I am committed to getting her through this crisis and I am also committed to getting my students through this crisis. But to do that, I have had to make adjustments. For me, here is what that looks like: After I put my daughter to bed, I begin another three hours of school work. I look through student work, I provide feedback, I answer emails, I answer questions from students. I am often up until 11 or 12 at night doing the work that will support my students and their families the next day.
And on the two days that my daughter is not with me, I spend almost every single minute of those days preparing instruction for the week ahead. I attempt to take a curriculum that was built for conversations and face-to-face interactions and I attempt to transfer that onto an online forum. I create smaller versions of the charts that would hang in my classroom and I photograph them to share with my students. I create slideshows that model for my students the work that I am asking them to do that week. I record lesson after lesson after lesson in an attempt to provide my students with the instruction that will support them and move them forward in the way that I believe is best for them. I spend hours recording the read alouds that I will post throughout the week because I believe that if anything can hold our community together while we are physically apart, it is a shared reading experience. I do all of this ahead of time because I have realized that it is the only way that I can manage this all and manage my own child as well.
And during the week, when my students need me, I find a way to be there. I have set up ways for us to check in with each other every day, I look through the work they are doing as they are doing it and I leave comments and feedback to make them feel seen and also to support them in moving forward in their work. I have created multiple platforms for them to use to stay connected to each other and I have found ways to let them know that I am connecting with them there as well. I am emailing with students and their families constantly. I am on the phone with parents when they need me. I have set up sessions with students who need extra support. I have set up one class meeting every week where we just check in and chat and look at each other’s pets. Often, my daughter joins us on these calls (and often that is the most stressful part of our week). I have set up an additional time during the week when students can Zoom with me if they have specific questions about their work that they need help with. And I have worked all of this around my own child and the schedule that we have.

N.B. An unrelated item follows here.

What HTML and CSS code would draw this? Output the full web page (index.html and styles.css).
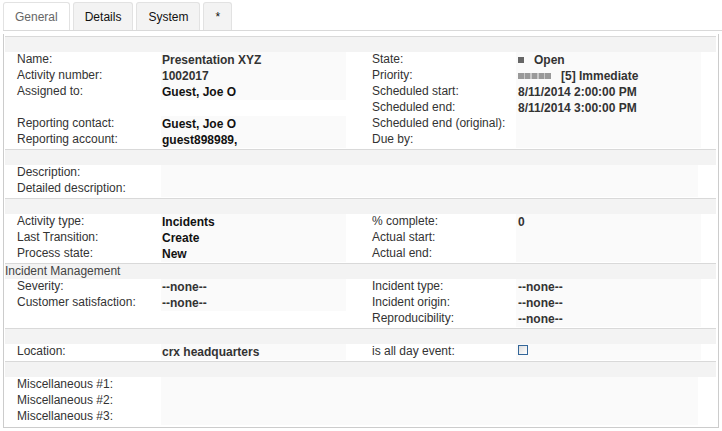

It has been so much. But I found a way to make it work. I am exhausted. I am at the very edge of what I can manage. But I am making it work. Other teachers have found their own ways to make it work. One teacher spoke at our meeting about getting up at 5 am to get her work done before her own children woke up and before her husband, an essential worker, had to leave for the day. It is an awful way to live and an awful way to teach, but we are making it work. We have found a way to do it.
And that is good enough.
Until we are told by the world that it isn’t enough.
That is why we are crying. Because so many of us are giving so much. We have been taking away time from our own families to be there for our students and their families. We are doing it not because it is all mandated, not because we have been told we have to do all these things, we are doing it because we love our kids. Our students and our own children at home. That love has pushed us to do more and to give more and for many of us there just isn’t another option.

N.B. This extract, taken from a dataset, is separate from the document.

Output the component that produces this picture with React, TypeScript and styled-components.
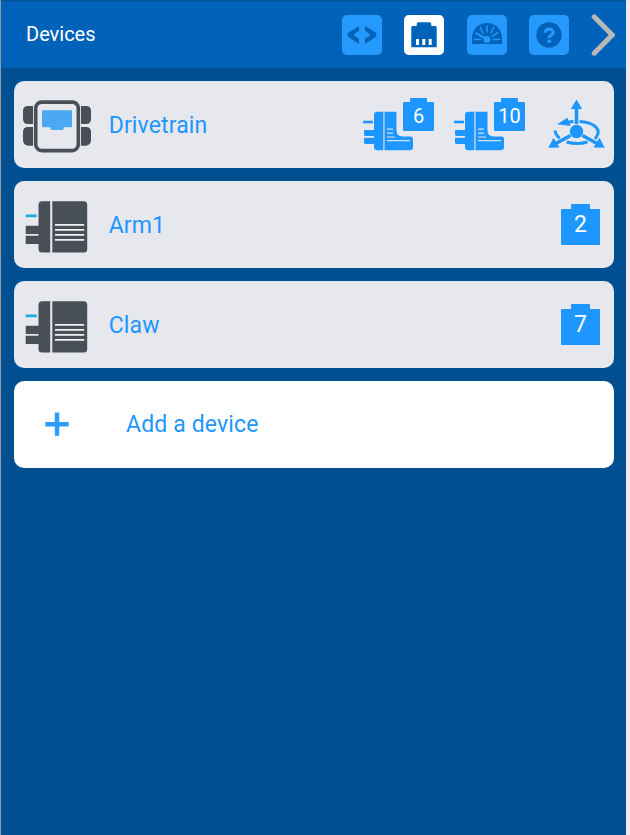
import React from "react";
import styled, { createGlobalStyle } from "styled-components";

const GlobalStyle = createGlobalStyle`
  body { margin: 0; background: #f4e8e7; overflow: hidden; }
  * { box-sizing: border-box; }
  svg { display: block; flex: none; }
`;

const Panel = styled.main`
  width: 626px;
  height: 835px;
  border-left: 1px solid #909ba6;
  background: #004f91;
  font-family: Roboto, sans-serif;
  color: #1e96ff;
`;

const Header = styled.header`
  display: flex;
  align-items: center;
  height: 68px;
  padding: 2px 11px 0 25px;
  background: linear-gradient(#004f91 0, #0062b8 2px);
`;

const Title = styled.h1`
  flex: 1;
  margin: 0 0 2px;
  font-size: 20px;
  line-height: 24px;
  font-weight: 400;
  color: #fff;
`;

const Toolbar = styled.nav`
  display: flex;
  gap: 22.3px;
  margin-right: 22px;
`;

const ToolButton = styled.button<{ $active?: boolean }>`
  width: 40px;
  height: 40px;
  padding: 0;
  border: 0;
  border-radius: 5px;
  color: #0062b8;
  background: ${(p) => (p.$active ? "#fff" : "#2699ff")};
`;

const DeviceList = styled.section`
  display: flex;
  flex-direction: column;
  gap: 13px;
  padding: 13px 12px 0 13px;
`;

const Card = styled.article<{ $plain?: boolean }>`
  display: flex;
  align-items: center;
  height: 87px;
  border-radius: 10px;
  background: ${(p) => (p.$plain ? "#fff" : "#e6e8ee")};
`;

const IconSlot = styled.div<{ $wide?: boolean }>`
  width: ${(p) => (p.$wide ? 112 : 94.7)}px;
  flex: none;
`;

const Name = styled.span<{ $raised?: boolean }>`
  flex: 1;
  font-size: 23px;
  line-height: 28px;
  letter-spacing: 0.14px;
  padding-top: ${(p) => (p.$raised ? 0 : 2)}px;
`;

const MotorGroup = styled.div`
  display: flex;
  align-items: flex-start;
  margin-right: 20px;
  height: 53px;
`;

const PortTag = styled.div<{ $small?: boolean }>`
  display: flex;
  flex-direction: column;
  align-items: center;
  width: ${(p) => (p.$small ? 31 : 39)}px;
  height: ${(p) => (p.$small ? 33 : 41)}px;
  margin-right: ${(p) => (p.$small ? 0 : 14)}px;
`;

const PortTab = styled.div<{ $small?: boolean }>`
  width: ${(p) => (p.$small ? 17 : 19)}px;
  height: ${(p) => (p.$small ? 4 : 5)}px;
  border-radius: 1px 1px 0 0;
  background: #1e96ff;
`;

const PortBody = styled.div<{ $small?: boolean }>`
  width: 100%;
  flex: 1;
  border-radius: 1px;
  background: #1e96ff;
  color: #fff;
  text-align: center;
  font-size: ${(p) => (p.$small ? 20 : 23)}px;
  line-height: ${(p) => (p.$small ? 29 : 31)}px;
`;

const Port = ({ number, small }: { number: number; small?: boolean }) => (
  <PortTag $small={small}>
    <PortTab $small={small} />
    <PortBody $small={small}>{number}</PortBody>
  </PortTag>
);

const CodeIcon = () => (
  <svg width="40" height="40" fill="currentColor">
    <path d="M5.7 18 17 11v4.8L11.3 19.8 17 23.8V29L5.7 21.5ZM34.3 18 23 11v4.8l5.7 4L23 23.8V29l11.3-7.5Z" />
  </svg>
);

const PortIcon = () => (
  <svg width="40" height="40">
    <path fill="currentColor" d="M12.7 11V9q0-1.7 1.7-1.7h11.2q1.7 0 1.7 1.7v2h4q1.4 0 1.4 1.4V32.3H7.3V12.4q0-1.4 1.4-1.4Z" />
    <path fill="#fff" d="M12 24h3v6h-3zM18.300 24h3v6h-3zM24.700 24h3v6h-3z" />
  </svg>
);

const GaugeIcon = () => (
  <svg width="40" height="40">
    <path fill="currentColor" d="M5 29v-6C5 14.500 11.500 8 20 8s15 6.500 15 15v6Z" />
    <path stroke="#2699ff" strokeWidth="1.500" strokeLinecap="round" fill="none" d="M7.500 24.400h6M26.500 24.400h6M20 11.200v5.800M13.300 12.500l2.700 5.500M26.700 12.500 24 18M30.800 17.600l-5.300 3.600" />
    <path stroke="#2699ff" strokeWidth="2" strokeLinecap="round" d="m20 24.400-10.500-6" />
    <circle cx="20" cy="24.400" r="3.400" fill="#2699ff" />
  </svg>
);

const HelpIcon = () => (
  <svg width="40" height="40">
    <circle cx="20" cy="20" r="12.700" fill="currentColor" />
    <path fill="none" stroke="#2699ff" strokeWidth="3.200" d="M16.200 17.800c0-5 8-4.800 8-.3 0 3-4.100 2.400-4.100 5.500" />
    <path fill="#2699ff" d="M18.400 24.700H22v3h-3.600z" />
  </svg>
);

const ChevronIcon = () => (
  <svg width="24" height="42" fill="none" stroke="#b9b9b9" strokeWidth="5" strokeLinecap="round">
    <path d="m3.200 2.800 18 18.200-18 18.200" />
  </svg>
);

const DrivetrainIcon = () => (
  <svg width="95" height="87">
    <path fill="#484f56" d="M19 25h-5q-5 0-5 5v8q0 5 5 5h5zM67 25h5q5 0 5 5v8q0 5-5 5h-5zM19 46h-5q-5 0-5 5v8q0 5 5 5.700h5zM67 46h5q5 0 5 5v8q0 5-5 5.700h-5z" />
    <rect x="21.700" y="21.100" width="42.600" height="48.500" rx="6" fill="none" stroke="#484f56" strokeWidth="3.600" />
    <path fill="#4ba9f1" d="M29 29.200h28q1 0 1 1v15q0 1-1 1h-7.300v1.300q0 1.500-1.500 1.500h-10.200q-1.500 0-1.500-1.500v-1.300H29q-1 0-1-1v-15q0-1 1-1Z" />
  </svg>
);

const MotorIcon = () => (
  <svg width="95" height="87">
    <path fill="#17acdf" d="M11.700 33.500h11v2.700h-11z" />
    <path fill="#484f56" d="M24.500 44.800V24q0-3.700 3.500-3.700h8.200v51.200H28q-3.500 0-3.500-3.500v-5H11.700v-8.300h12.800V53H11.700v-8.200ZM38.300 20.300H70q3.200 0 3.200 3.700v44q0 3.500-3.200 3.500H38.300Z" />
    <path stroke="#f0f1f4" strokeWidth="1.800" d="M41 43.900h29.200M41 48.900h29.200M41 53.900h29.200M41 58.900h29.200" />
  </svg>
);

const SmallMotorIcon = () => (
  <svg width="40" height="53" overflow="visible">
    <path fill="#1e96ff" d="M0 22.700h10v2.600H0z" />
    <path fill="#1e96ff" d="M11 32V17q0-3.300 3.300-3.300h6.100v38.600h-6.100Q11 52.300 11 49v-3H2.500q-1.500 0-1.500-1.500V39.700h10v-1.600H2.500Q1 38.100 1 36.600V32ZM21.500 13.700h12V32q0 6.500 6 6.500h8q2.500 0 2.500 2.500v8q0 3.300-3.300 3.300H21.500Z" />
    <path stroke="#d3e6f8" strokeWidth="1.200" d="M24 31.200h6M24 35.200h6M24 39h8M24 42.600h23" />
  </svg>
);

const Boot = styled.div`
  width: 40px;
  height: 53px;
`;

const DriveMotor = ({ port }: { port: number }) => (
  <MotorGroup>
    <Boot><SmallMotorIcon /></Boot>
    <Port number={port} small />
  </MotorGroup>
);

const InertialSlot = styled.div`
  margin: 0 9.500px 0 2.500px;
`;

const InertialIcon = () => (
  <svg width="57" height="52" fill="none" stroke="#1e96ff">
    <path strokeWidth="3" d="M18 23.800c2-.6 5-1.100 7.500-1.300M31.500 22.500c13.500.8 21 6.700 18 13.500-.6 1.500-1.500 2.700-2.800 3.700M7.200 31.500c.1 3.200 1.300 5.400 4.500 7.700M18.500 43c6.500 1.900 14.500 1.900 21 0" />
    <path strokeWidth="3.600" d="M28.500 25V9M22.500 36.500 8 44.500M34.500 36.500l14.500 8" />
    <circle cx="28.500" cy="32.500" r="6.700" fill="#1e96ff" stroke="none" />
    <path fill="#1e96ff" stroke="none" d="m28.500.500 5.700 9.500H22.800ZM9 25.300l10.500-6.500L22.500 27ZM.3 48.700l5.200-10 6 9.800ZM56.700 48.700l-5.200-10-6 9.800Z" />
  </svg>
);

const PlusIcon = () => (
  <svg width="112" height="87" stroke="#2a9dff" strokeWidth="4.400">
    <path d="M31.300 43.300h23.400M43 31.500v23.300" />
  </svg>
);

export default function App() {
  return (
    <>
      <GlobalStyle />
      <Panel>
        <Header>
          <Title>Devices</Title>
          <Toolbar>
            <ToolButton aria-label="Code"><CodeIcon /></ToolButton>
            <ToolButton $active aria-label="Devices"><PortIcon /></ToolButton>
            <ToolButton aria-label="Monitor"><GaugeIcon /></ToolButton>
            <ToolButton aria-label="Help"><HelpIcon /></ToolButton>
          </Toolbar>
          <ChevronIcon />
        </Header>
        <DeviceList>
          <Card>
            <IconSlot><DrivetrainIcon /></IconSlot>
            <Name>Drivetrain</Name>
            <DriveMotor port={6} />
            <DriveMotor port={10} />
            <InertialSlot><InertialIcon /></InertialSlot>
          </Card>
          <Card>
            <IconSlot><MotorIcon /></IconSlot>
            <Name>Arm1</Name>
            <Port number={2} />
          </Card>
          <Card>
            <IconSlot><MotorIcon /></IconSlot>
            <Name>Claw</Name>
            <Port number={7} />
          </Card>
          <Card $plain>
            <IconSlot $wide><PlusIcon /></IconSlot>
            <Name $raised>Add a device</Name>
          </Card>
        </DeviceList>
      </Panel>
    </>
  );
}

And then yet somehow, we are made to feel, by the world, that it is still not enough.
Sometimes that feeling comes from the media as article after article details the problems with the way teachers are teaching. Other times, that feeling comes from worried parents. Parents who are seeing their own children struggling, who are worried that schools are not doing enough to help them. Parents who go to Facebook or other social media outlets and begin to discuss.

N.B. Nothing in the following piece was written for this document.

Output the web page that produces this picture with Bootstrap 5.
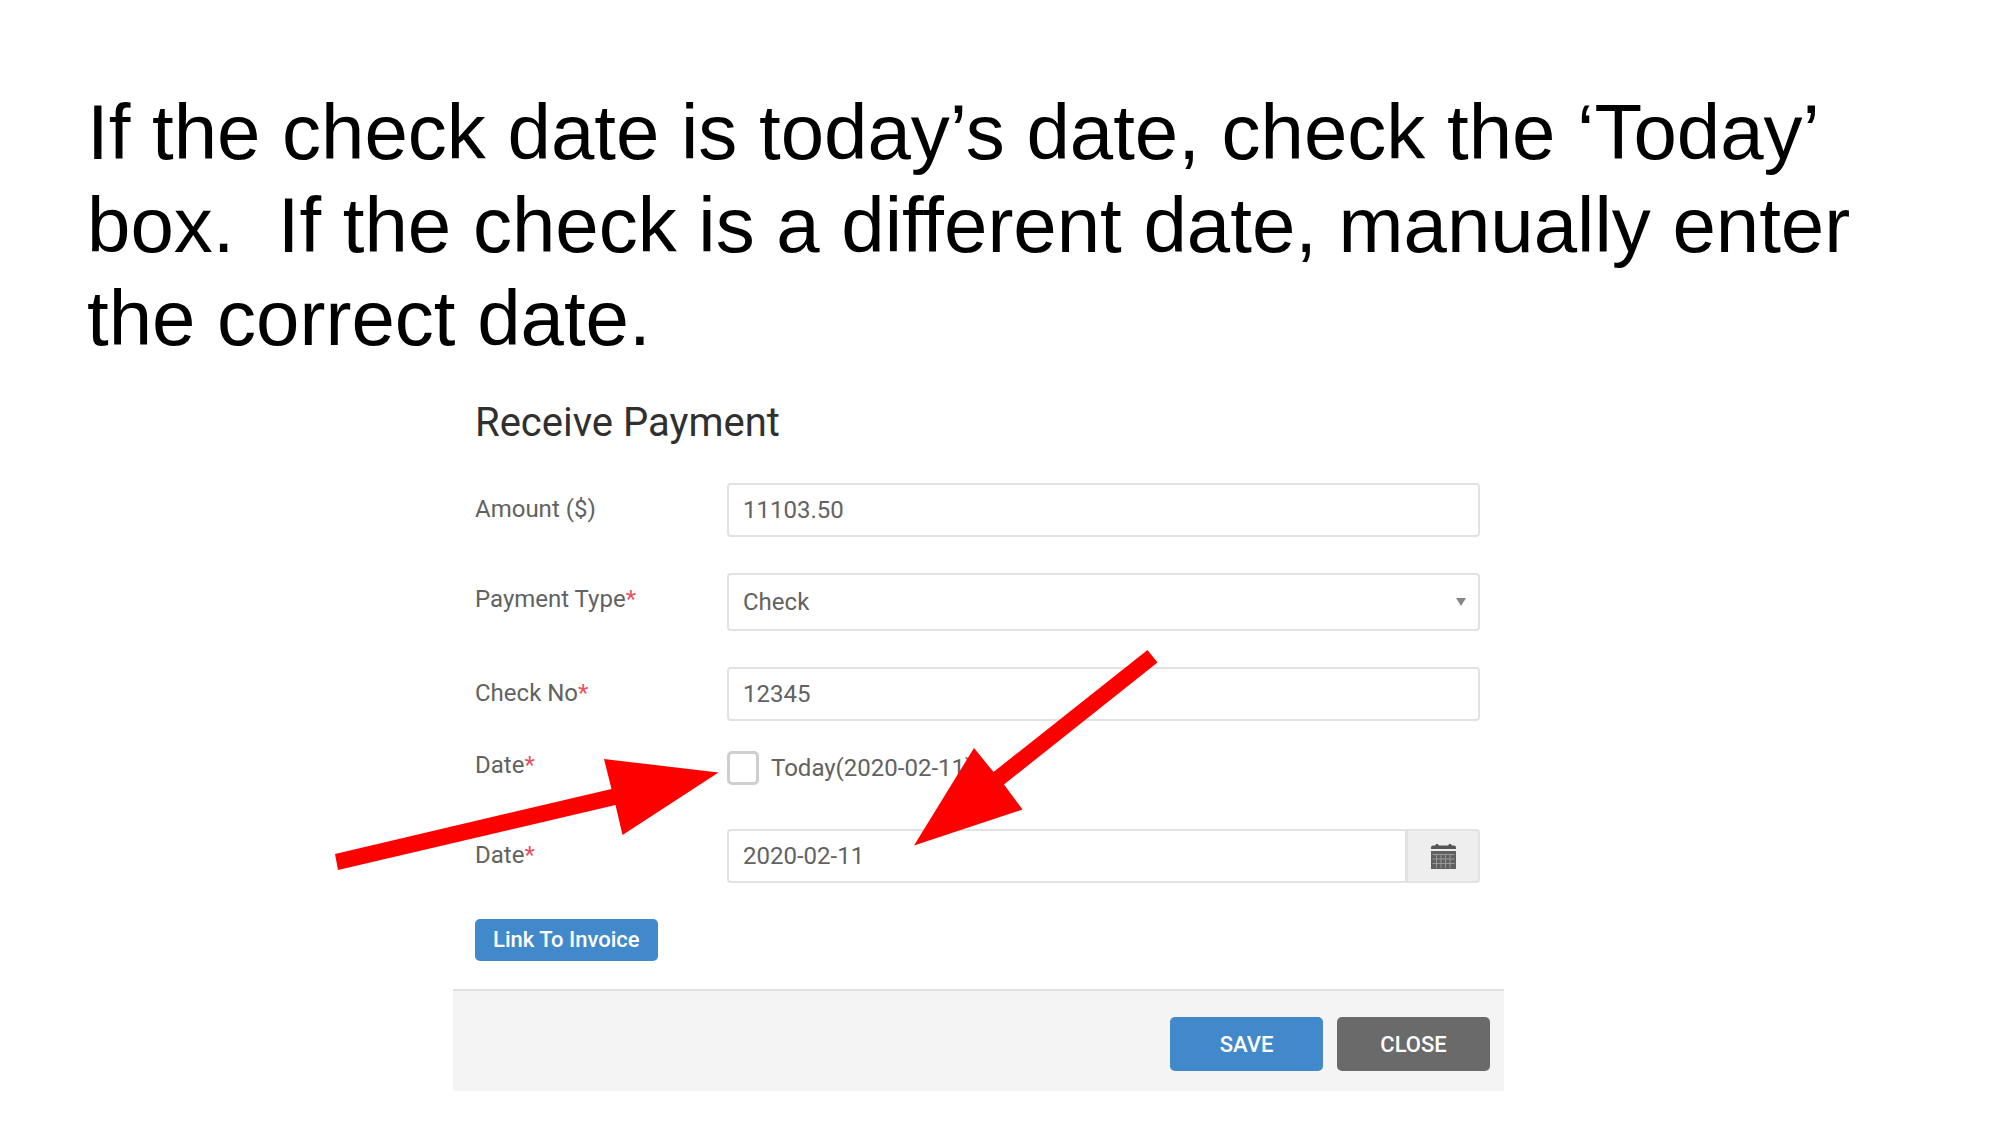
<!DOCTYPE html>
<html lang="en">
<head>
<meta charset="utf-8">
<meta name="viewport" content="width=device-width, initial-scale=1">
<title>Receive Payment</title>
<link rel="stylesheet" href="https://cdn.jsdelivr.net/npm/bootstrap@5.3.0/dist/css/bootstrap.min.css">
<style>
  body { background: #fff; color: #000; }
  .slide-title {
    font-family: "Liberation Sans", Arial, sans-serif;
    font-size: 78px; line-height: 93px; font-weight: 400;
    padding: 86px 87px 0; margin: 0 0 34px;
  }
  .payment {
    font-family: Roboto, sans-serif; font-size: 24px; line-height: 28px;
    width: 52.55%; margin-left: 22.65%; color: #626262;
  }
  .payment-body { padding: 0 24px 28px 22px; }
  .payment h2 { font-size: 40px; line-height: 48px; margin-bottom: 36px; font-weight: 400; color: #303030; }
  .field-row { margin-bottom: 36px; }
  .field-row.before-tick { margin-bottom: 30px; }
  .field-row.tick-row { margin-bottom: 44px; }
  .field-name { flex: 0 0 252px; padding-top: 12px; }
  .tick-row .field-name { padding-top: 0; }
  .field-name span { color: #e8505f; }
  .payment .form-control, .payment .form-select {
    font-size: 24px; line-height: 28px; height: 54px; padding: 0 14px;
    color: #626262; border: 2px solid #e2e2e2; border-radius: 4px; background-color: #fff;
  }
  .payment .form-select {
    height: 58px;
    background-image: url("data:image/svg+xml,%3Csvg xmlns='http://www.w3.org/2000/svg' viewBox='0 0 10 8'%3E%3Cpath d='M0 0h10L5 8z' fill='%23888'/%3E%3C/svg%3E");
    background-size: 10px 8px; background-position: right 12px center;
  }
  .payment .form-check-input {
    width: 32px; height: 34px; margin: 0; border: 3px solid #cecece; border-radius: 5px; float: none;
  }
  .tick-text { margin-left: 12px; }
  .cal-btn { width: 74px; background: #eee; border: 2px solid #e2e2e2; border-radius: 4px; padding: 0; }
  .payment .btn { color: #fff; border: 0; border-radius: 5px; }
  .link-btn { background: #4189ca; font-size: 22px; line-height: 26px; font-weight: 500; padding: 8px 18px; }
  .payment-foot { background: #f4f4f4; border-top: 2px solid #dfe1e3; padding: 26px 14px 20px; gap: 14px; }
  .foot-btn { width: 153px; height: 54px; font-size: 22px; font-weight: 500; padding: 0; }
  .save-btn { background: #4189ca; }
  .close-btn { background: #6a6a6a; }
  .arrows { left: 0; top: 0; width: 100%; pointer-events: none; overflow: visible; }
</style>
<script src="https://cdn.jsdelivr.net/npm/bootstrap@5.3.0/dist/js/bootstrap.bundle.min.js"></script>
</head>
<body>
<main>
  <h1 class="slide-title">If the check date is today’s date, check the ‘Today’ box.&nbsp; If the check is a different date, manually enter the correct date.</h1>

  <form class="payment position-relative">
    <div class="payment-body">
      <h2>Receive Payment</h2>
      <div class="field-row d-flex align-items-start">
        <label class="field-name" for="amount">Amount ($)</label>
        <input class="form-control" id="amount" type="text" value="11103.50">
      </div>
      <div class="field-row d-flex align-items-start">
        <label class="field-name" for="ptype">Payment Type<span>*</span></label>
        <select class="form-select" id="ptype"><option>Check</option></select>
      </div>
      <div class="field-row before-tick d-flex align-items-start">
        <label class="field-name" for="checkno">Check No<span>*</span></label>
        <input class="form-control" id="checkno" type="text" value="12345">
      </div>
      <div class="field-row tick-row d-flex align-items-start">
        <div class="field-name">Date<span>*</span></div>
        <div class="d-flex align-items-center">
          <input class="form-check-input" id="today" type="checkbox">
          <label class="tick-text" for="today">Today(2020-02-11)</label>
        </div>
      </div>
      <div class="field-row d-flex align-items-start">
        <label class="field-name" for="date">Date<span>*</span></label>
        <div class="input-group">
          <input class="form-control" id="date" type="text" value="2020-02-11">
          <button class="cal-btn d-flex align-items-center justify-content-center" type="button" aria-label="Pick a date">
            <svg width="25" height="26" viewBox="0 0 25 26" aria-hidden="true">
              <path d="M0 6V4.500Q0 2.500 2 2.500h2Q6 -1 8 2.500h9Q19 -1 21 2.500h2Q25 2.500 25 4.500V6z" fill="#555"/>
              <path d="M0 8h25v18H0z" fill="#606060"/>
              <path d="M1.500 11.500h22M1.500 16h22M1.500 20.500h22M5.500 11v14M10 11v14M14.500 11v14M19 11v14" stroke="#999" stroke-width="1"/>
            </svg>
          </button>
        </div>
      </div>
      <button class="btn link-btn" type="button">Link To Invoice</button>
    </div>
    <div class="payment-foot d-flex justify-content-end">
      <button class="btn foot-btn save-btn" type="submit">SAVE</button>
      <button class="btn foot-btn close-btn" type="button">CLOSE</button>
    </div>
    <svg class="arrows position-absolute" viewBox="453 399 1051 693" aria-hidden="true">
      <path d="M335 854L611.500 789L604 759L718.500 772.500L622.500 835L615.500 805L338 870Z" fill="#f00"/>
      <path d="M1147.500 650L993.500 772L974 748L914 845.500L1022.500 809.500L1004 784.500L1157.500 662.500Z" fill="#f00"/>
    </svg>
  </form>
</main>
</body>
</html>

So through the media and social media people’s problems with educators are broadcast and other people want to fix them. And I get that sometimes it seems like these are easy problems to fix. Asking one more small thing of teachers shouldn’t be a big deal. Right?
Except the weight of those decisions are not always felt by the people who make them. Instead, oftentimes, they are felt intensely by those of us who are already standing on the very edge of what we are able to do and then are being asked to do just a little bit more. But that little bit more, comes on top of all the other work that we are already figuring out how to do. And suddenly, it feels impossible. A small ask, feels like a huge demand. And that is why there are tears. Because we are standing on the edge already and just one more thing has the capability of pushing us right over that edge.
Too often in education, mandates are made as quick reactions to complex problems. They often are attempts to quickly stop a problem before we even take the time to investigate that problem and how it is affecting our students and what variety of ways there might be to fix any needs that are not being met.
Because if the conversation really centers around children, then we would start not with a mandate, but by, instead, asking questions like, “How are you allowing your students to feel a part of a community? How are you working to meet the needs of your students and their families? How are you checking in on your students mental health and well-being? How are you being there for your students?” And then we can have a conversation. We can work together, as a team of parents and teachers and students and administrators to think about the myriad of ways that we can support our students. We can honor the fact that our students are all different and we are all different and there is no one right way to do all of this.
But all of this is hard. All of this is messy. It seems easier, sometimes, to just make one, consistent rule and demand that everyone follow it.
But what I have learned is this, complex problems cannot be solved by simple rules and mandates. Difficult problems that seem to be solved simply have not really been solved at all. And I have never faced a teaching problem more difficult than the one we are currently in, so to think that there is any one easy answer or one way of doing things that is going to fix the problems that our students are facing, that seems impossible to me.
Instead, what I think we need is to take a breath. To take a pause. To have difficult conversations. To listen to the realities that we are all living in. To hear the stories of others. Because, ultimately, I think that is what has helped my own district. We stopped. We listened to the stories of students and of parents and of teachers and of administrators and we used those stories to gain better understanding. And from a place of better understanding, we are able to make better decisions. And when we lack understanding, we stop and reach out and ask for more stories.
And I guess that is why I am writing this. Because maybe someone will read it and it will help them to reach a little bit better of an understanding.
Maybe there is a teacher who will read this who will feel a little bit less alone and maybe a little bit more seen.
Maybe there is a parent who will read this who will decide to reach out to their child’s teacher with concerns and to share their family’s story first with the teacher before turning to social media.
Maybe there is an administrator who will read this who was about to ask one more thing of their teachers and will instead decide to ask, “What are you already doing to support your students? How can I help you to do that?”
And maybe not. Maybe this was just for me. Because I needed it all to be said. And that will be good enough, too.